Figure 1: Percentage distribution of cells expressing ACE2 and/or TMPRSS2 in different organ systems
These results go some way to explain the multiorgan involvement in infected patients observed globally during the ongoing COVID-19 pandemic, as multiple cell types in the human body express genes utilised by SARS-CoV-2 for infection.
Paradigm4’s scientific analytics engine enables rapid (less than 60 seconds) profiling of key genes involved in the infection and supports additional use cases that require evaluation across a large database of single-cell expression datasets, such as vaccine candidates for infectious diseases, biomarkers for oncology patient stratification and immunology related disorders.
This illustrates the value of an analytics engine such as REVEAL Single Cell to power discovery across large, sparse datasets, in line with demands from the research community.
Single-cell analysis offers broad scope for scientists and may provide a way to uncover physiological interconnections between tissues that we had no hope of seeing previously.
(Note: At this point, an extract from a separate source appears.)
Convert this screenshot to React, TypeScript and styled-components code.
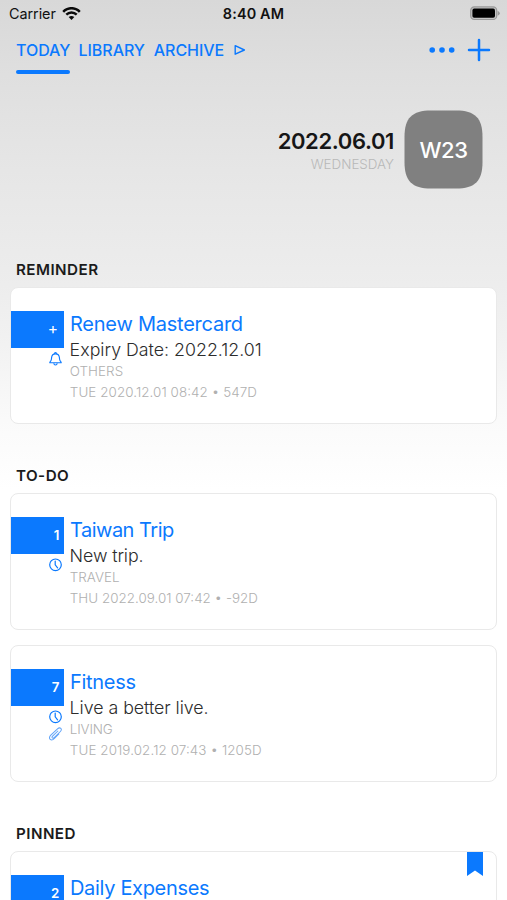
import React from "react";
import styled, { createGlobalStyle } from "styled-components";

const BLUE = "#0b79fe";

const GlobalStyle = createGlobalStyle`
  * { box-sizing: border-box; }
  html, body { margin: 0; padding: 0; background: #fff; }
  body { font-family: Inter, "Liberation Sans", sans-serif; overflow: hidden; }
`;

const Screen = styled.main`
  width: 507px;
  height: 900px;
  overflow: hidden;
  background: linear-gradient(
    180deg,
    #d8d8d8 0px,
    #dfdfdf 75px,
    #e6e6e6 170px,
    #ededed 285px,
    #f1f1f1 335px,
    #fafafa 420px,
    #ffffff 490px
  );
`;

const StatusBar = styled.header`
  display: grid;
  grid-template-columns: 1fr auto 1fr;
  align-items: center;
  height: 28px;
  padding: 0 7px 0 9px;
  color: #111;
`;

const Carrier = styled.div`
  display: flex;
  align-items: center;
  gap: 6px;
  font-size: 14.4px;
  line-height: 28px;
  letter-spacing: -0.05px;
`;

const Clock = styled.div`
  margin-left: -2px;
  font-size: 14.4px;
  line-height: 28px;
  font-weight: 600;
  letter-spacing: 0.15px;
`;

const BatterySlot = styled.div`
  display: flex;
  justify-content: flex-end;
  padding-bottom: 2px;
`;

const NavBar = styled.nav`
  display: flex;
  align-items: flex-start;
  height: 60px;
  padding: 8px 16px 0;
`;

const Tab = styled.button<{ $active?: boolean; $width: number }>`
  display: flex;
  flex-direction: column;
  gap: 6px;
  width: ${(p) => p.$width}px;
  margin-right: 8px;
  padding: 0;
  border: 0;
  background: none;
  color: ${BLUE};
  font: 500 16px/28px Inter, sans-serif;
  letter-spacing: -0.05px;
  white-space: nowrap;
  &::after {
    content: "";
    width: 100%;
    height: 4px;
    border-radius: 2px;
    background: ${(p) => (p.$active ? BLUE : "transparent")};
  }
`;

const PlayIcon = styled.svg`
  margin: 8px 0 0 1px;
`;

const NavActions = styled.div`
  display: flex;
  align-items: center;
  gap: 12px;
  height: 28px;
  margin-left: auto;
`;

const Hero = styled.section`
  display: flex;
  justify-content: flex-end;
  align-items: center;
  gap: 10px;
  height: 123px;
  padding-right: 24px;
`;

const DateBlock = styled.div`
  display: flex;
  flex-direction: column;
  align-items: flex-end;
  padding-top: 3px;
`;

const DateText = styled.div`
  color: #161616;
  font-size: 22px;
  font-weight: 600;
  line-height: 26px;
  letter-spacing: -0.38px;
`;

const Weekday = styled.div`
  color: #b8b8b8;
  font-size: 13.4px;
  font-weight: 300;
  line-height: 20px;
`;

const WeekBadge = styled.div`
  display: grid;
  place-items: center;
  width: 79px;
  height: 79px;
  color: #fff;
  font-size: 22px;
  font-weight: 500;
  letter-spacing: -0.4px;
`;

const BadgeShape = styled.svg`
  grid-area: 1 / 1;
`;

const BadgeLabel = styled.span`
  grid-area: 1 / 1;
  z-index: 1;
`;

const Sections = styled.div`
  padding-top: 49px;
`;

const Section = styled.section<{ $height: number }>`
  display: flex;
  flex-direction: column;
  height: ${(p) => p.$height}px;
  padding: 0 10px;
`;

const Heading = styled.h2`
  margin: 0 0 7px 6px;
  color: #1b1b1b;
  font-size: 15.2px;
  font-weight: 600;
  line-height: 20px;
  letter-spacing: 0.45px;
`;

const CardList = styled.div`
  display: flex;
  flex-direction: column;
  gap: 15px;
`;

const CardBox = styled.article`
  display: flex;
  position: relative;
  flex: none;
  height: 137px;
  padding-top: 23px;
  border: 1px solid #e9e9e9;
  border-radius: 8px;
  background: #fff;
`;

const Side = styled.div`
  display: flex;
  flex-direction: column;
  align-items: flex-end;
  width: 53px;
`;

const CountTile = styled.div<{ $symbol: boolean }>`
  width: 53.4px;
  margin-right: -0.4px;
  height: 37px;
  padding-right: ${(p) => (p.$symbol ? 6.5 : 5)}px;
  background: ${BLUE};
  color: #fff;
  font-size: ${(p) => (p.$symbol ? 15.5 : 13.3)}px;
  font-weight: ${(p) => (p.$symbol ? 400 : 600)};
  line-height: ${(p) => (p.$symbol ? 36 : 37)}px;
  text-align: right;
`;

const SideIcons = styled.div`
  display: flex;
  flex-direction: column;
  gap: 3px;
  padding: 4px 1.7px 0 0;
`;

const Details = styled.div`
  display: flex;
  flex-direction: column;
  padding-left: 6px;
  white-space: nowrap;
`;

const Title = styled.h3<{ $spacing: number }>`
  margin: 0;
  color: ${BLUE};
  font-size: 20px;
  font-weight: 400;
  line-height: 26px;
  letter-spacing: ${(p) => p.$spacing}px;
`;

const Summary = styled.p<{ $spacing: number }>`
  margin: 0 0 -1px -0.4px;
  color: #2c2c2c;
  font-size: 17.8px;
  font-weight: 300;
  line-height: 25px;
  letter-spacing: ${(p) => p.$spacing}px;
`;

const Meta = styled.div<{ $spacing: number }>`
  margin-left: -0.2px;
  color: #b0b0b0;
  font-size: 13.4px;
  font-weight: 300;
  font-feature-settings: "case";
  line-height: 21px;
  letter-spacing: ${(p) => p.$spacing}px;
`;

const Ribbon = styled.svg`
  position: absolute;
  top: 0;
  right: 13px;
`;

const WifiIcon = () => (
  <svg width="19" height="14" viewBox="0 0 19 14" fill="none" stroke="#090909">
    <path d="M1.2 4.8C5.8 0 13.2 0 17.8 4.8" strokeWidth="2.5" />
    <path d="M4.3 7.7C7.2 4.8 11.8 4.8 14.7 7.7" strokeWidth="2.4" />
    <path d="M9.5 13 6.7 10.1Q9.5 7.7 12.3 10.1Z" fill="#090909" stroke="none" />
  </svg>
);

const BatteryIcon = () => (
  <svg width="30" height="15" viewBox="0 0 30 15">
    <rect x=".7" y=".9" width="26" height="12.6" rx="3.6" fill="#c4c4c4" stroke="#999" strokeWidth="1.2" />
    <rect x="2.4" y="2.6" width="22.6" height="9.2" rx="1.8" fill="#000" />
    <path d="M27.6 4.8v5q2.2-1 2.2-2.5T27.6 4.8Z" fill="#999" />
  </svg>
);

const BellIcon = () => (
  <svg width="13" height="14" viewBox="0 0 13 14" fill="none" stroke={BLUE} strokeWidth="1.15" strokeLinejoin="round">
    <path d="M.8 10.7Q.8 10.1 1.5 9.4C2.6 8.2 2.4 7.6 2.6 5.5 2.8 3.3 4.1 1.8 6.5 1.8S10.2 3.3 10.4 5.5C10.6 7.6 10.4 8.2 11.5 9.4Q12.2 10.1 12.2 10.7Z" />
    <path d="M5.3 1.9Q5.5.6 6.5.6T7.7 1.9M4.8 11.2Q5 13 6.5 13T8.2 11.2" />
  </svg>
);

const ClockIcon = () => (
  <svg width="13" height="14" viewBox="0 0 13 14" fill="none" stroke={BLUE} strokeWidth="1.2" strokeLinecap="round">
    <circle cx="6.5" cy="6.8" r="5.8" />
    <path d="M6.2 3V6.9L8.6 9.8" />
  </svg>
);

const ClipIcon = () => (
  <svg width="13" height="14" viewBox="0 0 13 14" fill="none" stroke="#62a4f8" strokeWidth="1.05" strokeLinecap="round">
    <path d="M9.9 7 5.4 11.5C3.9 13 2.3 13.3 1.2 12.3S.3 9.6 1.8 8.1L8.5 1.9C9.7.8 11 .7 11.8 1.4S12.5 3.4 11.4 4.5L5.2 10.7C4.5 11.4 3.8 11.5 3.3 11S2.9 9.9 3.6 9.2L8.9 4" />
  </svg>
);

type IconName = "bell" | "clock" | "clip";
const icons: Record<IconName, React.FC> = { bell: BellIcon, clock: ClockIcon, clip: ClipIcon };

interface Entry {
  count: string;
  title: string;
  summary: string;
  category: string;
  date: string;
  icons: IconName[];
  pinned?: boolean;
  spacing: [number, number, number, number];
}

const Card = ({ entry }: { entry: Entry }) => (
  <CardBox>
    <Side>
      <CountTile $symbol={entry.count === "+"}>{entry.count}</CountTile>
      <SideIcons>
        {entry.icons.map((name) => {
          const Icon = icons[name];
          return <Icon key={name} />;
        })}
      </SideIcons>
    </Side>
    <Details>
      <Title $spacing={entry.spacing[0]}>{entry.title}</Title>
      <Summary $spacing={entry.spacing[1]}>{entry.summary}</Summary>
      <Meta $spacing={entry.spacing[2]}>{entry.category}</Meta>
      <Meta $spacing={entry.spacing[3]}>{entry.date}</Meta>
    </Details>
    {entry.pinned && (
      <Ribbon width="16" height="25" viewBox="0 0 16 25">
        <path d="M0 0H16V24L8 18.5 0 24Z" fill={BLUE} />
      </Ribbon>
    )}
  </CardBox>
);

const sections: { name: string; height: number; entries: Entry[] }[] = [
  {
    name: "REMINDER",
    height: 206,
    entries: [
      {
        count: "+",
        title: "Renew Mastercard",
        summary: "Expiry Date: 2022.12.01",
        category: "OTHERS",
        date: "TUE 2020.12.01 08:42 • 547D",
        icons: ["bell"],
        spacing: [-0.24, 0, 0.05, 0.08],
      },
    ],
  },
  {
    name: "TO-DO",
    height: 358,
    entries: [
      {
        count: "1",
        title: "Taiwan Trip",
        summary: "New trip.",
        category: "TRAVEL",
        date: "THU 2022.09.01 07:42 • -92D",
        icons: ["clock"],
        spacing: [-0.5, -0.1, 0, 0.02],
      },
      {
        count: "7",
        title: "Fitness",
        summary: "Live a better live.",
        category: "LIVING",
        date: "TUE 2019.02.12 07:43 • 1205D",
        icons: ["clock", "clip"],
        spacing: [-0.3, -0.04, -0.15, 0.1],
      },
    ],
  },
  {
    name: "PINNED",
    height: 206,
    entries: [
      {
        count: "2",
        title: "Daily Expenses",
        summary: "",
        category: "",
        date: "",
        icons: [],
        pinned: true,
        spacing: [-0.32, 0, 0, 0],
      },
    ],
  },
];

export default function App() {
  return (
    <>
      <GlobalStyle />
      <Screen>
        <StatusBar>
          <Carrier>
            Carrier
            <WifiIcon />
          </Carrier>
          <Clock>8:40 AM</Clock>
          <BatterySlot>
            <BatteryIcon />
          </BatterySlot>
        </StatusBar>
        <NavBar>
          <Tab $active $width={54}>TODAY</Tab>
          <Tab $width={67.5}>LIBRARY</Tab>
          <Tab $width={71}>ARCHIVE</Tab>
          <PlayIcon width="12" height="12" viewBox="0 0 12 12" fill="none" stroke={BLUE} strokeWidth="1.4" strokeLinejoin="round">
            <path d="M1.2 1.6 10.4 6 1.2 10.2Z" />
          </PlayIcon>
          <NavActions>
            <svg width="26" height="6" viewBox="0 0 26 6" fill={BLUE}>
              <circle cx="3.2" cy="3" r="2.8" />
              <circle cx="13" cy="3" r="2.8" />
              <circle cx="22.7" cy="3" r="2.8" />
            </svg>
            <svg width="24" height="24" viewBox="0 0 24 24" fill="none" stroke={BLUE} strokeWidth="2.5" strokeLinecap="round">
              <path d="M12 2V22M2 12H22" />
            </svg>
          </NavActions>
        </NavBar>
        <Hero>
          <DateBlock>
            <DateText>2022.06.01</DateText>
            <Weekday>WEDNESDAY</Weekday>
          </DateBlock>
          <WeekBadge>
            <BadgeShape width="79" height="79" viewBox="0 0 79 79">
              <path d="M.5 27C.5 8 8 .5 27 .5H52C71 .5 78.5 8 78.5 27V52C78.5 71 71 78.5 52 78.5H27C8 78.5 .5 71 .5 52Z" fill="#808080" />
            </BadgeShape>
            <BadgeLabel>W23</BadgeLabel>
          </WeekBadge>
        </Hero>
        <Sections>
          {sections.map((section) => (
            <Section key={section.name} $height={section.height}>
              <Heading>{section.name}</Heading>
              <CardList>
                {section.entries.map((entry) => (
                  <Card key={entry.title} entry={entry} />
                ))}
              </CardList>
            </Section>
          ))}
        </Sections>
      </Screen>
    </>
  );
}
How this translates into progress in precision medicine, assessing the impact of epigenetic factors and the development of predictive models for daily health, as well as therapeutic research and development, relies largely on extracting maximum value from the multiomics data being produced and assembled into cell atlases, such as the HCA.
Integrating these existing repositories with research, such as the ongoing COVID-19 efforts, would not be possible without powerful computational tools.
With optimised processing and data management and analysis methodologies to extract translational value, the ability to find gene expression fingerprints and distinct cell types that may not look like each other at all, but might be corresponding with each other, could transform the way we diagnose and treat disease.
If the full potential of single-cell analysis is realised, we will be able to navigate the physiology of humans from the molecule up.